::: Data section

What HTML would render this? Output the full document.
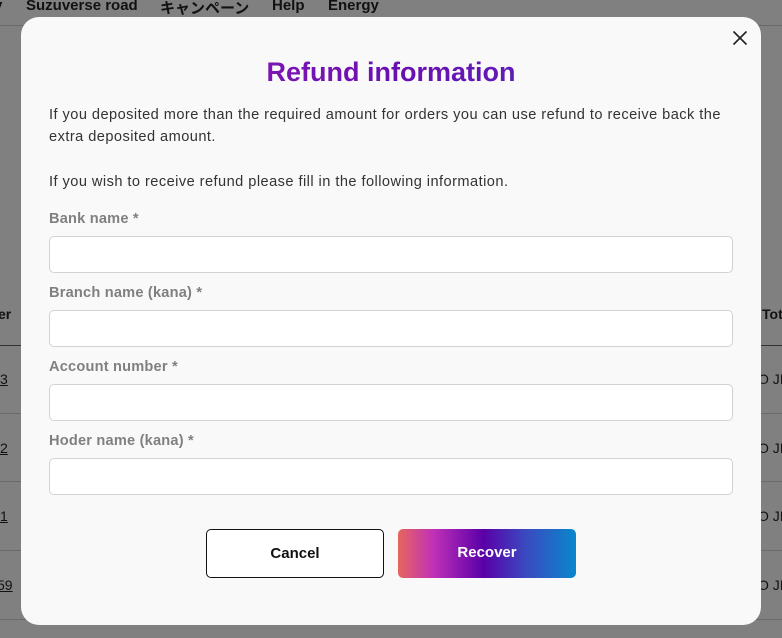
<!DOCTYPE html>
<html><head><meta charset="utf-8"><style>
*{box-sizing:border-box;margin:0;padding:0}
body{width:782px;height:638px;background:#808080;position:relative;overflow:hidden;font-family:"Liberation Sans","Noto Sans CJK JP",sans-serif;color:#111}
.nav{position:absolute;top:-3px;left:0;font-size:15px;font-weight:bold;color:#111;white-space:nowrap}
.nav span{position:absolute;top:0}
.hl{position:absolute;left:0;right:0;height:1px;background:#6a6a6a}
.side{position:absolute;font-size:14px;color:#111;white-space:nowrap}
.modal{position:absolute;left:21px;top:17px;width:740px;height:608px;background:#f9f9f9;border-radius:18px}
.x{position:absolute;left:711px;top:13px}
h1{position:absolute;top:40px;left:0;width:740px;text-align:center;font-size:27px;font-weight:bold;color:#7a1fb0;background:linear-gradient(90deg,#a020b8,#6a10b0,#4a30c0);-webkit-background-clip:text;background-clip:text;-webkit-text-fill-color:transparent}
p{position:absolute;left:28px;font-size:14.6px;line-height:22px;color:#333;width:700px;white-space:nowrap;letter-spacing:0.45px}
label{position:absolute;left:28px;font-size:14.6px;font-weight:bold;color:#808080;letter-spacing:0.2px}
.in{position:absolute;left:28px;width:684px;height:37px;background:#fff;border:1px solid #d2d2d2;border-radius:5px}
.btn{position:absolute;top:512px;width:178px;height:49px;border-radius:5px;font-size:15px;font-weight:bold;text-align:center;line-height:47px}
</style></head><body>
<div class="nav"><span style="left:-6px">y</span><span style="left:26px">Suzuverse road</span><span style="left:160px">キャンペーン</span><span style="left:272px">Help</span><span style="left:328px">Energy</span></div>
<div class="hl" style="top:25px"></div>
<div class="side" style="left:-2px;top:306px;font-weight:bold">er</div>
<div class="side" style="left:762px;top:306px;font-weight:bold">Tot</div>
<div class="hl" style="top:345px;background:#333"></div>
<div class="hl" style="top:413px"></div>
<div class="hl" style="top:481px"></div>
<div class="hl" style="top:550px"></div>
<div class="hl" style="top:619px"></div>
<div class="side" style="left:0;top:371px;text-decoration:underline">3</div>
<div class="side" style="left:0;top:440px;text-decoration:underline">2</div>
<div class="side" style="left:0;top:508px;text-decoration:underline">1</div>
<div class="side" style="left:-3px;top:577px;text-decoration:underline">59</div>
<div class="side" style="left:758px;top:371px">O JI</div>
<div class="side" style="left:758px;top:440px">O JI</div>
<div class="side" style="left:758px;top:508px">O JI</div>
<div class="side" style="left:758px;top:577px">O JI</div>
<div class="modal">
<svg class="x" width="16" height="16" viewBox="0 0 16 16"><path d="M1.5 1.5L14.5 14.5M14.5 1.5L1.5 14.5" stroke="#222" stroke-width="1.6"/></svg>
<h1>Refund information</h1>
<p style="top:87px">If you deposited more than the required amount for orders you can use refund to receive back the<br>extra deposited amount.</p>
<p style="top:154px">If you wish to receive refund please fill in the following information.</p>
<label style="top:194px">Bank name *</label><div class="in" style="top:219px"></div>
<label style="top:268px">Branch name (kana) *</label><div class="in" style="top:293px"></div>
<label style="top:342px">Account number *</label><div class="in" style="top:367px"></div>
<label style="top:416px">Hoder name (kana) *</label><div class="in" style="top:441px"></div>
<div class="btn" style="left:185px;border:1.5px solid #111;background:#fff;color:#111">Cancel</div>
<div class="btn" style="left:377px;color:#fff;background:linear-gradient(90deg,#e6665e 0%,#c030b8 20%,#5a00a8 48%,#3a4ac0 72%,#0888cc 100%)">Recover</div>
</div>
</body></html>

::::::

-- Task to carry out --
Print out the material word for word, omitting the pictures.

-- Completed task --
What HTML would render this? Output the full document.
<!DOCTYPE html>
<html><head><meta charset="utf-8"><style>
*{box-sizing:border-box;margin:0;padding:0}
body{width:782px;height:638px;background:#808080;position:relative;overflow:hidden;font-family:"Liberation Sans","Noto Sans CJK JP",sans-serif;color:#111}
.nav{position:absolute;top:-3px;left:0;font-size:15px;font-weight:bold;color:#111;white-space:nowrap}
.nav span{position:absolute;top:0}
.hl{position:absolute;left:0;right:0;height:1px;background:#6a6a6a}
.side{position:absolute;font-size:14px;color:#111;white-space:nowrap}
.modal{position:absolute;left:21px;top:17px;width:740px;height:608px;background:#f9f9f9;border-radius:18px}
.x{position:absolute;left:711px;top:13px}
h1{position:absolute;top:40px;left:0;width:740px;text-align:center;font-size:27px;font-weight:bold;color:#7a1fb0;background:linear-gradient(90deg,#a020b8,#6a10b0,#4a30c0);-webkit-background-clip:text;background-clip:text;-webkit-text-fill-color:transparent}
p{position:absolute;left:28px;font-size:14.6px;line-height:22px;color:#333;width:700px;white-space:nowrap;letter-spacing:0.45px}
label{position:absolute;left:28px;font-size:14.6px;font-weight:bold;color:#808080;letter-spacing:0.2px}
.in{position:absolute;left:28px;width:684px;height:37px;background:#fff;border:1px solid #d2d2d2;border-radius:5px}
.btn{position:absolute;top:512px;width:178px;height:49px;border-radius:5px;font-size:15px;font-weight:bold;text-align:center;line-height:47px}
</style></head><body>
<div class="nav"><span style="left:-6px">y</span><span style="left:26px">Suzuverse road</span><span style="left:160px">キャンペーン</span><span style="left:272px">Help</span><span style="left:328px">Energy</span></div>
<div class="hl" style="top:25px"></div>
<div class="side" style="left:-2px;top:306px;font-weight:bold">er</div>
<div class="side" style="left:762px;top:306px;font-weight:bold">Tot</div>
<div class="hl" style="top:345px;background:#333"></div>
<div class="hl" style="top:413px"></div>
<div class="hl" style="top:481px"></div>
<div class="hl" style="top:550px"></div>
<div class="hl" style="top:619px"></div>
<div class="side" style="left:0;top:371px;text-decoration:underline">3</div>
<div class="side" style="left:0;top:440px;text-decoration:underline">2</div>
<div class="side" style="left:0;top:508px;text-decoration:underline">1</div>
<div class="side" style="left:-3px;top:577px;text-decoration:underline">59</div>
<div class="side" style="left:758px;top:371px">O JI</div>
<div class="side" style="left:758px;top:440px">O JI</div>
<div class="side" style="left:758px;top:508px">O JI</div>
<div class="side" style="left:758px;top:577px">O JI</div>
<div class="modal">
<svg class="x" width="16" height="16" viewBox="0 0 16 16"><path d="M1.5 1.5L14.5 14.5M14.5 1.5L1.5 14.5" stroke="#222" stroke-width="1.6"/></svg>
<h1>Refund information</h1>
<p style="top:87px">If you deposited more than the required amount for orders you can use refund to receive back the<br>extra deposited amount.</p>
<p style="top:154px">If you wish to receive refund please fill in the following information.</p>
<label style="top:194px">Bank name *</label><div class="in" style="top:219px"></div>
<label style="top:268px">Branch name (kana) *</label><div class="in" style="top:293px"></div>
<label style="top:342px">Account number *</label><div class="in" style="top:367px"></div>
<label style="top:416px">Hoder name (kana) *</label><div class="in" style="top:441px"></div>
<div class="btn" style="left:185px;border:1.5px solid #111;background:#fff;color:#111">Cancel</div>
<div class="btn" style="left:377px;color:#fff;background:linear-gradient(90deg,#e6665e 0%,#c030b8 20%,#5a00a8 48%,#3a4ac0 72%,#0888cc 100%)">Recover</div>
</div>
</body></html>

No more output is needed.